You kept the neon "BEER" sign. Nice touch. Real heritage play. Except the beer selection now includes something called a "session lager" brewed with toasted quinoa and "notes of Austin summer." I asked the kid behind the bar what summer tastes like. He suggested I follow the brewery on Instagram for tasting notes. The old summer at the Hole tasted like hot asphalt, cheap cigars, and the faint possibility that the girl at the end of the bar might talk to you if the right song came on the jukebox.
That jukebox. Lord.
It used to hold actual physical CDs. You could play "London Homesick Blues" three times in a row and the whole room would sing along like it was church. Now it's a tablet. The tablet suggests songs based on what people in "similar venues" are playing. Last week it tried to feed me Post Malone while a local outfit tried to set up their pedal steel. The pedal steel player, a guy who's been hauling that thing around since the Clinton administration, just looked at the screen like it had personally insulted his mother.

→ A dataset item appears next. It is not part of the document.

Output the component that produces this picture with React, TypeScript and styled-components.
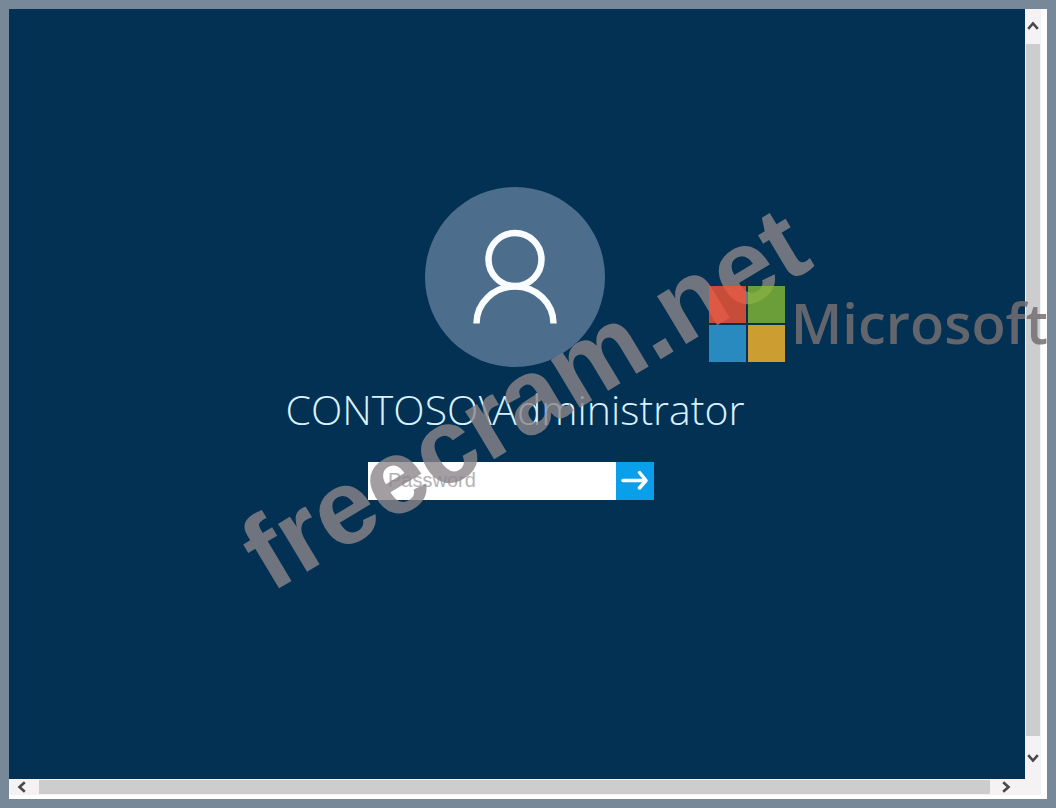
import React from 'react';
import styled, { createGlobalStyle } from 'styled-components';

const GlobalStyle = createGlobalStyle`
  *, *::before, *::after { box-sizing: border-box; }
  html, body, #root { height: 100%; }
  body { margin: 0; background: #778899; font-family: "Open Sans", sans-serif; }
`;

const Frame = styled.div`
  position: relative;
  height: 100%;
  padding: 9px;
  overflow: hidden;
`;

const Viewer = styled.div`
  display: grid;
  grid-template: 1fr 16px / 1fr 16px;
  height: 100%;
  padding: 0 6px 4px 0;
  background: #ffffff;
`;

const Desktop = styled.main`
  display: flex;
  flex-direction: column;
  align-items: center;
  justify-content: center;
  padding: 0 4px 101px 0;
  background: #033153;
`;

const Track = styled.div<{ $vertical?: boolean }>`
  display: flex;
  flex-direction: ${(p) => (p.$vertical ? 'column' : 'row')};
  grid-column: ${(p) => (p.$vertical ? 2 : 1)};
  background: #f4f2f3;
`;

const Thumb = styled.div`
  flex: 1;
  margin: 1px;
  background: #cdcdcd;
`;

const ArrowButton = styled.button<{ $vertical?: boolean; $length: number }>`
  display: grid;
  place-items: center;
  width: ${(p) => (p.$vertical ? 16 : p.$length)}px;
  height: ${(p) => (p.$vertical ? p.$length : 16)}px;
  padding: ${(p) => (p.$vertical ? '0' : '0 4px 0 0')};
  border: 0;
  background: none;
  color: #4b4649;
`;

const Corner = styled.div`
  background: #f4f2f3;
`;

const Avatar = styled.div`
  display: grid;
  place-items: center;
  width: 180px;
  height: 180px;
  border-radius: 50%;
  background: #4c6e8c;
`;

const UserName = styled.h1`
  margin: 15px 0 26px;
  color: #d9f1ff;
  font-size: 41px;
  font-weight: 300;
  line-height: 54px;
  white-space: nowrap;
`;

const PasswordForm = styled.form`
  display: flex;
  height: 38px;
  margin-right: 8px;
`;

const PasswordInput = styled.input`
  width: 248px;
  padding: 0 20px 2px;
  border: 0;
  background: #ffffff;
  color: #333333;
  font-family: "Liberation Sans", Arial, sans-serif;
  font-size: 20px;

  &::placeholder { color: #b4b4b4; opacity: 1; }
`;

const SubmitButton = styled.button`
  display: grid;
  place-items: center;
  width: 38px;
  padding: 0 0 2px;
  border: 0;
  background: #0a9fea;
  color: #ffffff;
`;

const Watermark = styled.div`
  position: absolute;
  inset: 0;
  display: grid;
  place-items: center;
  padding: 0 7px 12px 0;
  pointer-events: none;
`;

const WatermarkText = styled.span`
  color: rgba(139, 134, 137, 0.8);
  font-family: "Liberation Sans", Arial, sans-serif;
  font-size: 106px;
  font-weight: 700;
  line-height: 120px;
  transform: rotate(-31deg);
`;

const Brand = styled.div`
  position: absolute;
  top: 286px;
  right: 8px;
  display: flex;
  align-items: flex-start;
  gap: 6px;
  pointer-events: none;
`;

const BrandName = styled.span`
  color: rgba(115, 110, 112, 0.85);
  font-size: 56px;
  font-weight: 600;
  line-height: 72px;
`;

function Chevron({ turn }: { turn: number }) {
  return (
    <svg width="12" height="12" viewBox="0 0 12 12" fill="none" stroke="currentColor" strokeWidth="2.6" aria-hidden="true">
      <path d="M1.2 8.8 6 3.500l4.800 5.300" transform={`rotate(${turn} 6 6)`} />
    </svg>
  );
}

function PersonIcon() {
  return (
    <svg width="180" height="180" viewBox="0 0 180 180" fill="none" stroke="#f8fcff" strokeWidth="6.500" aria-hidden="true">
      <circle cx="90" cy="72.500" r="26.500" />
      <path d="M51.500 136.500a38.500 37 0 0 1 77 0" />
    </svg>
  );
}

function MicrosoftLogo() {
  return (
    <svg width="76" height="76" viewBox="0 0 76 76" opacity="0.8" aria-hidden="true">
      <path fill="#f95335" d="M0 0h37v37H0z" />
      <path fill="#86ba32" d="M39 0h37v37H39z" />
      <path fill="#32a1db" d="M0 39h37v37H0z" />
      <path fill="#ffba2b" d="M39 39h37v37H39z" />
    </svg>
  );
}

export default function App() {
  return (
    <Frame>
      <GlobalStyle />
      <Viewer>
        <Desktop>
          <Avatar><PersonIcon /></Avatar>
          <UserName>CONTOSO\Administrator</UserName>
          <PasswordForm onSubmit={(e) => e.preventDefault()}>
            <PasswordInput type="password" placeholder="Password" aria-label="Password" />
            <SubmitButton type="submit" aria-label="Sign in">
              <svg width="28" height="20" viewBox="0 0 28 20" fill="none" stroke="currentColor" strokeWidth="3.500" strokeLinecap="round" strokeLinejoin="round" aria-hidden="true">
                <path d="M2 10.500h22M18.500 2.500l6.500 8-6.500 7.500" />
              </svg>
            </SubmitButton>
          </PasswordForm>
        </Desktop>
        <Track $vertical>
          <ArrowButton $vertical $length={34} type="button" aria-label="Scroll up"><Chevron turn={0} /></ArrowButton>
          <Thumb />
          <ArrowButton $vertical $length={42} type="button" aria-label="Scroll down"><Chevron turn={180} /></ArrowButton>
        </Track>
        <Track>
          <ArrowButton $length={29} type="button" aria-label="Scroll left"><Chevron turn={-90} /></ArrowButton>
          <Thumb />
          <ArrowButton $length={34} type="button" aria-label="Scroll right"><Chevron turn={90} /></ArrowButton>
        </Track>
        <Corner />
      </Viewer>
      <Watermark><WatermarkText>freecram.net</WatermarkText></Watermark>
      <Brand>
        <MicrosoftLogo />
        <BrandName>Microsoft</BrandName>
      </Brand>
    </Frame>
  );
}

The bathrooms still have that powerful ammonia-and-regret aroma, at least. You didn't touch those. Yet. Give it time. Some consultant will tell you customers expect "bathroom experiential moments" and you'll install those fake exposed filament bulbs in there too. The graffiti that used to climb the walls like ivy told the actual history of this town. Bad poetry, phone numbers for people who moved away in 2007, one very detailed drawing of a armadillo giving the finger. All gone under three coats of industrial gray. Progress.
I sat at the back table where the sound is still somehow perfect despite every law of acoustics. A couple in matching "Keep Austin Weird" hoodies asked if I could take their picture. They wanted the stage in the background but not the actual band. "The vibe," the guy explained. His watch cost more than my first car. The car had a hole in the floorboard and I used to park it on 26th Street and walk over here with a six-pack hidden in a paper bag because the Hole didn't card if you looked like you belonged.
You know what belonging looked like? It looked like not needing to announce it on a sign.
The parking situation is exquisite now. Used to be you'd wedge your dented Civic between a plumber's van and a rusted-out El Camino, pray the tow truck guy was feeling generous, and stumble out at 2 a.m. with half a Shiner still in your coat pocket. Today there's an app. It knows where you are. It charges you in real time. The lot behind the club, where bands used to load in and argue about whose girlfriend was driving, is now "reserved for VIP bottle service." There is no bottle service history at the Hole in the Wall. The only bottles that ever mattered came in cases of 24 and got warm if you forgot them in the trunk.
The new sound guy doesn't smoke. Doesn't drink. Doesn't know that the monitors used to cut out if more than three people stood too close to the left speaker. He has a spreadsheet. He has a noise complaint protocol. The old sound guy had a lighter, a bad attitude, and the mystical ability to make a $300 PA sound like the Ryman Auditorium if the band was worth a damn.
I keep thinking about the night in 2008 when the power went out during a thunderstorm. The band lit candles, kept playing acoustic, and the whole room sang along to "Pancho and Lefty" while rain came through the roof in sheets. Water dripping on your laptop during that set would probably get me banned for life now. Health code violation. Insurance issue. Bad for the 'gram.
The weird part, the part that actually stings instead of just annoying me, is that you clearly love the idea of this place. You kept the name. You kept the footprint. You even kept that godawful mural of the longhorn that's been peeling since before Obama. What you don't love is what it actually was: a room where nobody important had to be important for three hours. A place where townies, students, musicians, ex-cons, and the occasional English professor all stood shoulder to shoulder and agreed, without saying it, to leave each other alone.
That's not a business model. That's a miracle. And miracles don't scale.
The city is full of rooms with better lighting now. Cleaner bathrooms. Safer parking. More coherent branding. What it's running out of is rooms that remember your name without asking for your email address. The Hole in the Wall remembered. It remembered in the way the bar rail was worn exactly where the serious drinkers planted themselves. It remembered in the way the stage light always made the guitar player look like he was about to confess something terrible.
You can't optimize that. You can only replace it and then charge extra for the replacement.
So keep your session lagers and your content-friendly acoustics. I'll be at the new place down the street, the one that still has a sticky floor and no password for the WiFi because God forbid you might have to talk to the person next to you. It's not the Hole. Nothing will be again. But at least it hasn't been improved yet.
See you at last call, maybe. I'll be the guy not taking a picture of it.
Yours in permanent irritation,
The Old Austin Grouch
The new wallpaper is very nice, by the way. Matches the aesthetic. Ruins the memory.